For each line below that contains the string "index", copy that line.
::::
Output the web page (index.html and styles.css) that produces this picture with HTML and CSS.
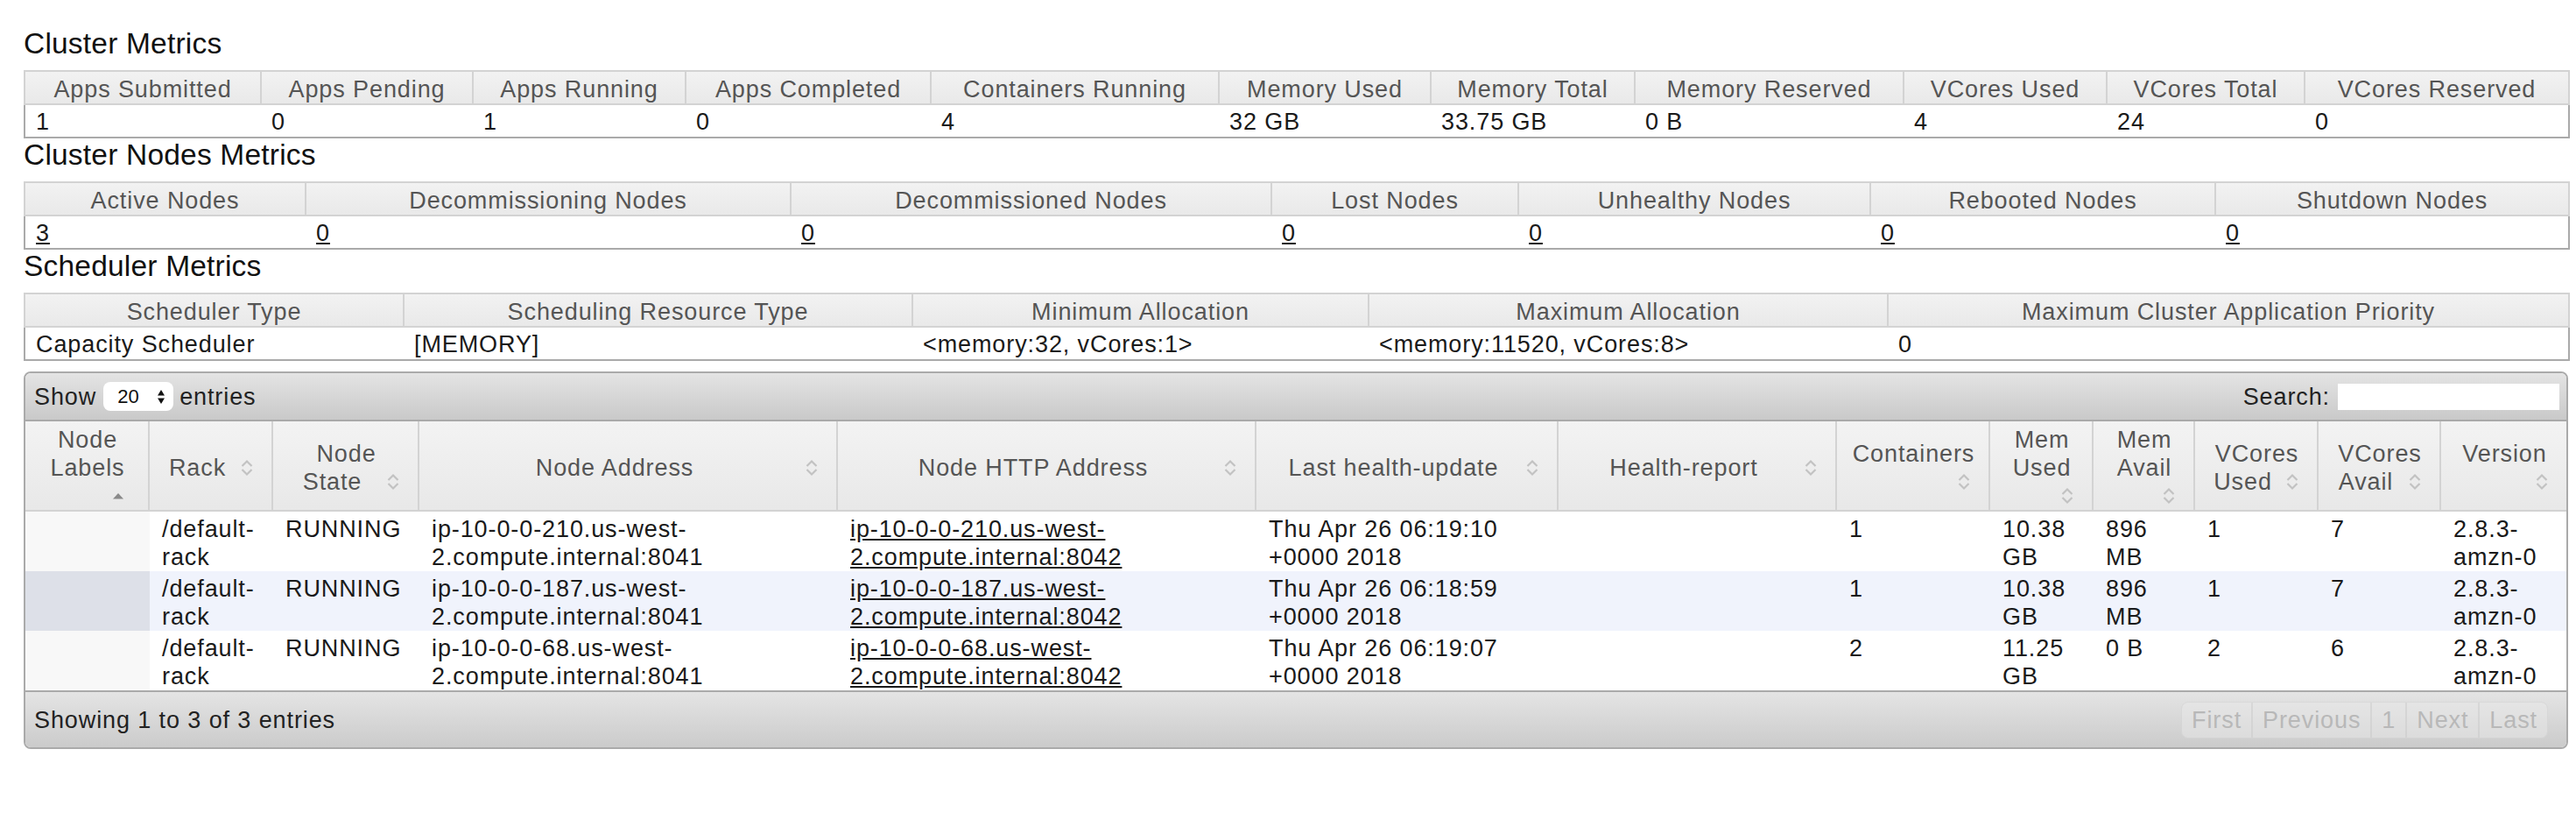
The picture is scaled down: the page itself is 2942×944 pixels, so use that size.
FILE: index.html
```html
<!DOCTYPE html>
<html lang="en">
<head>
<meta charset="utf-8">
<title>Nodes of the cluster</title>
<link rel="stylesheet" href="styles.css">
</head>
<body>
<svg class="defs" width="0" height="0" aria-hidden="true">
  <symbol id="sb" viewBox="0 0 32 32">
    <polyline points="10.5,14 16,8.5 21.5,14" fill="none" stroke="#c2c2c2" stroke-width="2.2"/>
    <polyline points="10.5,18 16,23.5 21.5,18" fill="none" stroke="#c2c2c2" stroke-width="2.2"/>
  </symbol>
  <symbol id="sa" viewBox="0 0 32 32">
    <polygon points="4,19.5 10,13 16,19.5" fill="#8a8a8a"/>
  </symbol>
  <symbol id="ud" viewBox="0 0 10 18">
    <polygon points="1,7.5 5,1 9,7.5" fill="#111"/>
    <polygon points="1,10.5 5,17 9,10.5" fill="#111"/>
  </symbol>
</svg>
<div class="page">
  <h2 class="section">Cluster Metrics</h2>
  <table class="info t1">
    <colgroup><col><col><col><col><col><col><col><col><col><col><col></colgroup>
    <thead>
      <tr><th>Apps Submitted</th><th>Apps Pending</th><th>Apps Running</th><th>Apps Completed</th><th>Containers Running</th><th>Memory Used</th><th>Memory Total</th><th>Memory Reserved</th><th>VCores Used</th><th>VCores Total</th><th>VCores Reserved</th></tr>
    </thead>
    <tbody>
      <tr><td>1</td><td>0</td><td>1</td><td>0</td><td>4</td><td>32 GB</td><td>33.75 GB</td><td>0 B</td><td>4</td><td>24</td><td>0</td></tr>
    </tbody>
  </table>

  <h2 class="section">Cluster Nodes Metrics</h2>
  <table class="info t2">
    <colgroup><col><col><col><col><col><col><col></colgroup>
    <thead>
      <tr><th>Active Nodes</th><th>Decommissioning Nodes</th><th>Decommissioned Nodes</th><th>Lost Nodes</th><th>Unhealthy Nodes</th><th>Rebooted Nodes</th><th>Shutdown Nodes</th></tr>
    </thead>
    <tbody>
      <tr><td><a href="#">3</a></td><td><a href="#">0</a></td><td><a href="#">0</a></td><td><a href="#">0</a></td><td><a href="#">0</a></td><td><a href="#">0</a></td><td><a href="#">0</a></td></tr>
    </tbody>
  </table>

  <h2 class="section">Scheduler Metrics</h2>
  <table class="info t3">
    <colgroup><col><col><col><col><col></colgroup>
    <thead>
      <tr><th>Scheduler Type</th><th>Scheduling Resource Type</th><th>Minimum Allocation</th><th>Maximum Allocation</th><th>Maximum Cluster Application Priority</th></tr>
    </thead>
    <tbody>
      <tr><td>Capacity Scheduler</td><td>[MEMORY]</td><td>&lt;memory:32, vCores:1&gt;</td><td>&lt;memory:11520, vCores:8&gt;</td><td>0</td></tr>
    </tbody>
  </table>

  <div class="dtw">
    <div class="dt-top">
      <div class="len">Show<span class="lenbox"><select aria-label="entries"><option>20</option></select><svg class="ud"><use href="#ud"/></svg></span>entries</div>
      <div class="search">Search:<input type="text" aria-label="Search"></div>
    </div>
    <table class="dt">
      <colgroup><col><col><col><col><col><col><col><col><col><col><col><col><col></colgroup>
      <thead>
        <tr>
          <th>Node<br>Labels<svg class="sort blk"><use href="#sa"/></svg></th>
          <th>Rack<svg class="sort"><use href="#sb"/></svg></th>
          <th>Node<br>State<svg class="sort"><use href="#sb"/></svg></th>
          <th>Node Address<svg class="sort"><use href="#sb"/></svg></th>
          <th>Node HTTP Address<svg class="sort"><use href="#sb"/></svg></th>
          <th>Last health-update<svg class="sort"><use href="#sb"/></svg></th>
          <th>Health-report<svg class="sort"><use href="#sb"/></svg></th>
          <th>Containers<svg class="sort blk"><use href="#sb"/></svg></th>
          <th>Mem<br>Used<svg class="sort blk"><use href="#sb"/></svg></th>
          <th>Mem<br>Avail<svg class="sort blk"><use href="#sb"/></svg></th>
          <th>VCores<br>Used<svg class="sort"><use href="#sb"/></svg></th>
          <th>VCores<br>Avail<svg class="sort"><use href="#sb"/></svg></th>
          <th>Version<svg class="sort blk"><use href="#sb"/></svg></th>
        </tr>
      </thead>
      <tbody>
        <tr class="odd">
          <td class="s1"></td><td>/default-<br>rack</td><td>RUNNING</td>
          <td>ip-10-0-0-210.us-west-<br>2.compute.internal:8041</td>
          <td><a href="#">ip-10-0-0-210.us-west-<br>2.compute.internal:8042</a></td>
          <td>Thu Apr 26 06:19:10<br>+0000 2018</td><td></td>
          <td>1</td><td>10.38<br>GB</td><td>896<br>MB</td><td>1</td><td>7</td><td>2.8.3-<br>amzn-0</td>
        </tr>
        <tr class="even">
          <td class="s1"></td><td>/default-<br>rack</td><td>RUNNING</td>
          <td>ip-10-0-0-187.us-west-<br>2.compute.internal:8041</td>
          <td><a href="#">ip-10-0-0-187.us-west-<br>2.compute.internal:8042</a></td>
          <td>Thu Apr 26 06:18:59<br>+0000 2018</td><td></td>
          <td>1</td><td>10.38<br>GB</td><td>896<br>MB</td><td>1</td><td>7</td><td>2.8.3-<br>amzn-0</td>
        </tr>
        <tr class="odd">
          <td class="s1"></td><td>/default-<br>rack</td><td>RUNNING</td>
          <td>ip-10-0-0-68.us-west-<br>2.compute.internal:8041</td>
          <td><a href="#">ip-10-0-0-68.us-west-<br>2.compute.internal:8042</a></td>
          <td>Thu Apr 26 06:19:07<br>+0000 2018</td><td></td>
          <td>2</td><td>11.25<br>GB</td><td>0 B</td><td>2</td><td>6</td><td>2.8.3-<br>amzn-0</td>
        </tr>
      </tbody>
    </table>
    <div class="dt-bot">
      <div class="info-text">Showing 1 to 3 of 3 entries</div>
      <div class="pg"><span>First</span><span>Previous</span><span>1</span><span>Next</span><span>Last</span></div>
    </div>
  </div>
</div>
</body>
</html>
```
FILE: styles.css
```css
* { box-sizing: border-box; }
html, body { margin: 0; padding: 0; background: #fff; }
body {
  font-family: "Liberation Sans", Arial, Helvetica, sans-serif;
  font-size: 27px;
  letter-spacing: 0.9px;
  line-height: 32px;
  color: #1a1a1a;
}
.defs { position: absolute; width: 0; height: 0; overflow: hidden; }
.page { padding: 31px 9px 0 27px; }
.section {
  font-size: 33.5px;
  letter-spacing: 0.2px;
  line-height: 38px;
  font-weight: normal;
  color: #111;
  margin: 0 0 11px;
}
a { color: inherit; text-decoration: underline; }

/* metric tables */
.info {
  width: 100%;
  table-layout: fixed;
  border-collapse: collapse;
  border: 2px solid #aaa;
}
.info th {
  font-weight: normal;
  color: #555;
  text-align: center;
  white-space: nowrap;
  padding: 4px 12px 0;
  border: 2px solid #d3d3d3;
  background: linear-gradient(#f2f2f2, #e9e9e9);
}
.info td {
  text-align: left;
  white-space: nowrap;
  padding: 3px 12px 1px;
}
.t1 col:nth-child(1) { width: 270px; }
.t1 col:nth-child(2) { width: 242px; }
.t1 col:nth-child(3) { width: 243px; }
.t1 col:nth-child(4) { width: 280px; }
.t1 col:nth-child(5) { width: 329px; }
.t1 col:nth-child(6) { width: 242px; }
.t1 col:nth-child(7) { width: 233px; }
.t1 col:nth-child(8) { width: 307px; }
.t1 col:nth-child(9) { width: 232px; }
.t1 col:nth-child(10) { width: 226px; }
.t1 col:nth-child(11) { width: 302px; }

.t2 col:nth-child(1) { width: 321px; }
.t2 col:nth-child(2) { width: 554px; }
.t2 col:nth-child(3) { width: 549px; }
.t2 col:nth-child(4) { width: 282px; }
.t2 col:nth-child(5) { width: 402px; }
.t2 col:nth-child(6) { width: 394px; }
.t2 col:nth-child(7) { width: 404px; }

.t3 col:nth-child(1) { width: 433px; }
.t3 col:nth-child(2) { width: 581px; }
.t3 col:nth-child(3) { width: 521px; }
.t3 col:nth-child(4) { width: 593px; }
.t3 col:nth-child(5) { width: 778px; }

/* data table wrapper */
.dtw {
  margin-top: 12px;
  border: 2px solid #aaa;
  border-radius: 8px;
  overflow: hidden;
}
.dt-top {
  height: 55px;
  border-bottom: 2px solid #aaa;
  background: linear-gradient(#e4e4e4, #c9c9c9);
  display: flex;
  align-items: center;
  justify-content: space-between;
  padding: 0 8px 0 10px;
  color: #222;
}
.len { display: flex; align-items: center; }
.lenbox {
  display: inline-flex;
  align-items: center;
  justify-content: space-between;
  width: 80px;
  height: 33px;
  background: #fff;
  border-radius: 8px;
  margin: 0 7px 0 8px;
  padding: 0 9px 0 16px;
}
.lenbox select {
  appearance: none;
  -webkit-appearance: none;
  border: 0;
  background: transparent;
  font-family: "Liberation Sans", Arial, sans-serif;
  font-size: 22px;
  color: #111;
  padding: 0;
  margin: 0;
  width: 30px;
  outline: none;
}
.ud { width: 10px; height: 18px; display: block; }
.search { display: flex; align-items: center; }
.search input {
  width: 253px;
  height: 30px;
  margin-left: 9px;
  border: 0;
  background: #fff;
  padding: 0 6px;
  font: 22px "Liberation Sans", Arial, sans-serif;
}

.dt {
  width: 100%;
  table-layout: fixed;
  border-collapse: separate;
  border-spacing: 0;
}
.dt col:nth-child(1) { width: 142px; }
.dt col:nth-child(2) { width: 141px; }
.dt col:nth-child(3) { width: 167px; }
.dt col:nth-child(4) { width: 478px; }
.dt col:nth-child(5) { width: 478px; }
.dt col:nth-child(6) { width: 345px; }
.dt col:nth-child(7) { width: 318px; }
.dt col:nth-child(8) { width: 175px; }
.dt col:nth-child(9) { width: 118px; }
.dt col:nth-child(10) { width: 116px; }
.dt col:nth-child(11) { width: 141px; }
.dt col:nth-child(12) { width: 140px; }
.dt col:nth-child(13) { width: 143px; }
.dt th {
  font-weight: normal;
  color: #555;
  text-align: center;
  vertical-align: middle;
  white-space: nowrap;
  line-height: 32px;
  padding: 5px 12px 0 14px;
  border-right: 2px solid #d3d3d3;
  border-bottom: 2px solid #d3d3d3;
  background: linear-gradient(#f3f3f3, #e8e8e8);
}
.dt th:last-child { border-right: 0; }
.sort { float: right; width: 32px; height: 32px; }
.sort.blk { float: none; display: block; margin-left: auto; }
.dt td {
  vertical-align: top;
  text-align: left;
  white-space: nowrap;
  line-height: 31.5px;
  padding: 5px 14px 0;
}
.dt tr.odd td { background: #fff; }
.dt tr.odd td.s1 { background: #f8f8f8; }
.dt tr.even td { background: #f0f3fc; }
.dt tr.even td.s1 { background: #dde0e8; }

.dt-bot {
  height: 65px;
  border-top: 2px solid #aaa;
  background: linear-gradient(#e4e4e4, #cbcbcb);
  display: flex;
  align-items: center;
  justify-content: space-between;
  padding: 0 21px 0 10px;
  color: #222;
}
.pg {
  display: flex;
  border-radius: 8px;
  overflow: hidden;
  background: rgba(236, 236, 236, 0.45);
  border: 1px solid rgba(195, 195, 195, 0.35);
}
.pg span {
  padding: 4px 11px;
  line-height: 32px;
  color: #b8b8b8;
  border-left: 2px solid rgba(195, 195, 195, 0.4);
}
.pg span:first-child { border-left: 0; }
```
::::
■ RESPONSE TO THIS TASK ■
Output the web page (index.html and styles.css) that produces this picture with HTML and CSS.
FILE: index.html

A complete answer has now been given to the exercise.